Ark Schools was created in 2004 to work with the Department for Education and local authorities to create new schools for inner cities through the academies programme. Its aim is to help close the achievement gap between children from disadvantaged and more affluent backgrounds. Its academies focus on raising attainment with the aim of every pupil going into higher education when they complete school. The schools are frequently held up by the government as an example of a successful multi-academy trust, where at least seven others were failing. Ofsted chief inspector Sir Michael Wilshaw stepped down in 2016 and was replaced by Amanda Spielman, the founder of Ark Schools and an accountant.

As of 2019, Ark runs 36 schools in the English education system, and plans to grow further.
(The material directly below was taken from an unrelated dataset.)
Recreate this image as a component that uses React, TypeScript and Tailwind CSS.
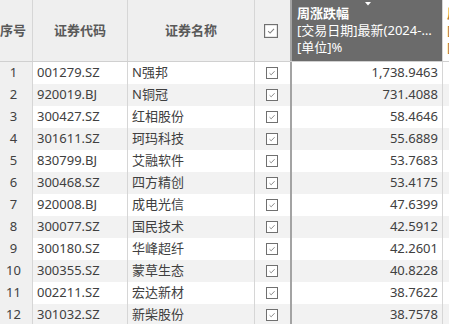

It has been, by a sector analyst of a periodical, criticised or seen as unusual for a record of running some schools, as at before 2020 at a deficit, relying on internal loans.

In 2022, the Birmingham school Ark Kings Academy was given a funding warning after being found inadequate during an Ofsted inspection.
The Ofsted report, published in May 2022, following an inspection in February 2022, said: "Some pupils, particularly those who identify as LGBT, experience repeated name-calling and prejudiced behaviour. This means that pupils do not feel safe in the school."

List of Ark schools in England

Primary schools

Ark Atwood Primary Academy, Westminster
Ark Ayrton Primary Academy, Portsmouth‡
Ark Bentworth Primary Academy, Hammersmith & Fulham
Ark Blacklands Primary Academy, Hastings‡
Ark Brunel Primary Academy, Kensington and Chelsea
Ark Byron Primary Academy, Ealing
Ark Castledown Primary Academy, Hastings‡
Ark Conway Primary Academy, Hammersmith & Fulham
Ark Dickens Primary Academy, Portsmouth‡
Ark Franklin Primary Academy, Brent
Ark John Archer Primary Academy, Wandsworth
Ark Little Ridge Primary Academy, Hastings‡
Ark Oval Primary Academy, Croydon
Ark Priory Primary Academy, Ealing
Ark Swift Primary Academy, Hammersmith & Fulham
Ark Tindal Primary Academy, Birmingham‡

Secondary schools

Ark Acton Academy, Acton, Ealing
Ark Alexandra Academy, Hastings‡
Ark All Saints Academy, Southwark
Ark Blake Academy, Croydon
Ark Bolingbroke Academy, Wandsworth
Ark Boulton Academy, Birmingham‡
Ark Charter Academy, Portsmouth‡
Ark Elvin Academy, Wembley, Brent
Ark Evelyn Grace Academy, Lambeth
Ark Greenwich Free School, Greenwich
Ark Pioneer Academy, Barnet
Ark Putney Academy, Wandsworth
Ark St Alban's Academy, Birmingham‡
Ark Soane Academy, Acton, Ealing
Ark Walworth Academy, Southwark

All-through schools

Ark Academy, Brent
Ark Burlington Danes Academy, Hammersmith & Fulham
Ark Globe Academy, Southwark
Ark Isaac Newton Academy, Redbridge
Ark John Keats Academy, Enfield
Ark King Solomon Academy, Westminster
Ark Kings Academy, Birmingham‡
Ark Victoria Academy, Birmingham‡

Boards of Trustees
As of November 2018 the Ark Schools trustees are Ian Wace (Chairman), Lord Fink, Sir Paul Marshall, Anthony Williams and Anthony Clake.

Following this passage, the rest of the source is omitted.